[vox-tech] Fwd: Re: [OT] Electronics & hardware geek sought

Bill Kendrick nbs at sonic.net
Mon Jan 5 23:43:25 PST 2009


On Mon, Jan 05, 2009 at 11:35:13PM -0800, Bill Kendrick wrote:
> Check out this (from Wikepedia -- but you will also find other about the same topic:

Thanks, Lee...

<snip>
> If it would be helpful to you, I could try to find that name of a student who several years ago cleverly used such devices to automatically document patient positioning.

My immediate interest is in the pressure or tilt sensing on a board that
you'd stand on (like the Balance Board that you use with WiiFit on the
Nintendo Wii -- think mini surfboard, or wobbly bathroom scale).
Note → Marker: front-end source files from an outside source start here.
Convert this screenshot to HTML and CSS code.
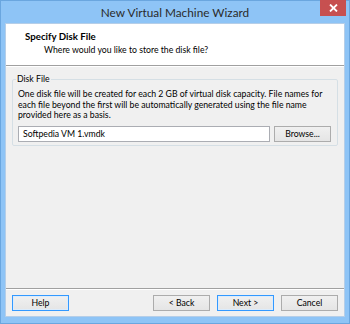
FILE: index.html
```html
<!DOCTYPE html>
<html>
<head>
<meta charset="utf-8">
<link rel="stylesheet" href="styles.css">
</head>
<body>
<div class="window">
  <div class="titlebar">
    <div class="spacer"></div>
    <div class="title">New Virtual Machine Wizard</div>
    <div class="close">
      <svg width="9" height="8" viewBox="0 0 9 8"><path d="M1 0.5 L8 7.5 M8 0.5 L1 7.5" stroke="#fff" stroke-width="1.8"/></svg>
    </div>
  </div>
  <div class="client">
    <div class="header">
      <div class="h-title">Specify Disk File</div>
      <div class="h-sub">Where would you like to store the disk file?</div>
    </div>
    <div class="body">
      <fieldset class="group">
        <legend>Disk File</legend>
        <p class="desc">One disk file will be created for each 2 GB of virtual disk capacity. File names for each file beyond the first will be automatically generated using the file name provided here as a basis.</p>
        <div class="row">
          <div class="input">Softpedia VM 1.vmdk</div>
          <div class="btn">Browse...</div>
        </div>
      </fieldset>
    </div>
    <div class="footer">
      <div class="btn focus">Help</div>
      <div class="grow"></div>
      <div class="btn">&lt; Back</div>
      <div class="btn default">Next &gt;</div>
      <div class="btn">Cancel</div>
    </div>
  </div>
</div>
</body>
</html>
```
FILE: styles.css
```css
* { box-sizing: border-box; }
html, body { margin: 0; padding: 0; }
body { font-family: Lato, "Noto Sans", sans-serif; color: #000; }
.window {
  width: 350px; height: 324px;
  background: #8ec4f6;
  border: 1px solid #6aa6df;
  display: flex; flex-direction: column;
}
.titlebar {
  height: 22px;
  display: grid;
  grid-template-columns: 1fr auto 1fr;
  align-items: start;
}
.title {
  font-size: 11.8px; line-height: 22px; color: #2b2b2b;
  padding-top: 1px;
}
.close {
  justify-self: end;
  width: 26px; height: 16px;
  margin-right: 3px;
  background: #c75050;
  margin-top: -1px;
  display: flex; align-items: center; justify-content: center;
}
.client {
  flex: 1;
  margin: 0 4px 6px 4px;
  background: #f0f0f0;
  border: 1px solid #b5cee8;
  display: flex; flex-direction: column;
}
.header {
  background: #fff;
  height: 42px;
  border-bottom: 1px solid #a0a0a0;
  box-shadow: 0 1px 0 #fff;
  padding: 6px 0 0 19px;
}
.h-title { font-size: 9.7px; font-weight: bold; line-height: 12px; }
.h-sub { font-size: 8.7px; line-height: 12px; padding-left: 19px; margin-top: 2px; }
.body { flex: 1; padding: 7px 6px 0 6px; }
.group {
  margin: 0; border: 1px solid #d5dfe5; border-radius: 2px;
  padding: 4px 5px 5px 5px;
  height: 73px;
}
.group legend { font-size: 8.7px; padding: 0 1px; margin-left: -2px; line-height: 12px; }
.desc { margin: 0; font-size: 8.7px; line-height: 10.5px; }
.row { display: flex; gap: 4px; margin-top: 5px; }
.input {
  width: 252px; height: 16px;
  background: #fff; border: 1px solid #abadb3;
  font-size: 8.7px; line-height: 14px; padding-left: 4px;
}
.btn {
  width: 57px; height: 16px;
  border: 1px solid #acacac;
  background: linear-gradient(#f0f0f0, #e5e5e5);
  font-size: 8.7px; line-height: 14px; text-align: center;
}
.footer {
  height: 28px;
  border-top: 1px solid #a0a0a0;
  box-shadow: inset 0 1px 0 #fff;
  display: flex; align-items: center; gap: 7px;
  padding: 0 6px;
}
.grow { flex: 1; }
.btn.focus, .btn.default { border-color: #3399ff; box-shadow: inset 0 0 0 1px #dcecfc; }
```
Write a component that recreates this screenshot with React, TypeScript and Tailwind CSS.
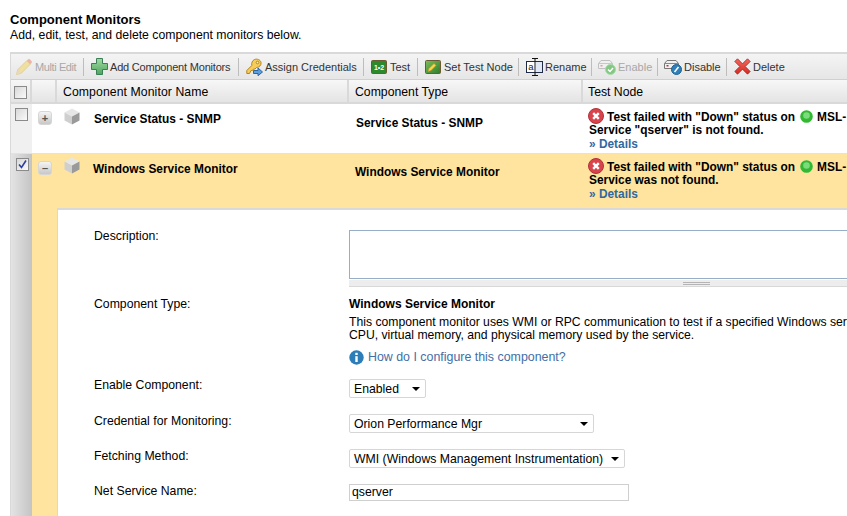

In the _meantime_, I just got an Atari Touch Tablet (similar to the
Koala Pad of the era, and Wacom Tablets of today).  It's 25 years old, and
was new, in box... I got to be the first to ever crack it open and use it. :)

It's a nifty device because it simply acts like a pair of paddle controllers,
reporting the X/Y positon of wherever you're pressing on the tablet
(either with the stylus, or your finger).  It's not pressure-sensitive,
like modern Wacoms, of course.  And the resolution is about 200x200.
But that's fine for drawing on a typical 4-color screen on an old 8-bit
computer... usually 160x192 or there'bouts.

SADLY, I plugged it into Stelladapter and ran 'jstest' on my Linux laptop
just now, and while it recognized it as a pair of axises (axes?) and
some buttons, it didn't seem to sense when I pushed on the tablet.
I was seriously considering jury-rigging it as an input device for Tux Paint.
:)

In the meantime, it came with a fairly nice paint program (on cartridge)
for the Atari, and since it just looks like paddles, it's _insanely_ trivial
to program for, even in BASIC.  (Unlike a mouse or trackball, since those
require listening to the controller port constantly, for bits getting flipped
as the ball rolls around.)

Oh, and the paint program is normally in what you'd call "absolute mode"
on a modern system (that is, top left corner of tablet is top left corner
of screen).  But when you zoom in with the Magnify mode, it's in
"relative" mode.  (Meaning the cursor moves and the zoomed-in image pans
based on how far you move the stylus each time you press it back down onto
the pad.)  Very clever, especially for 1983 ... pre-Macintosh!

-- 
-bill!
"Tux Paint" - free children's drawing software for Windows / Mac OS X / Linux!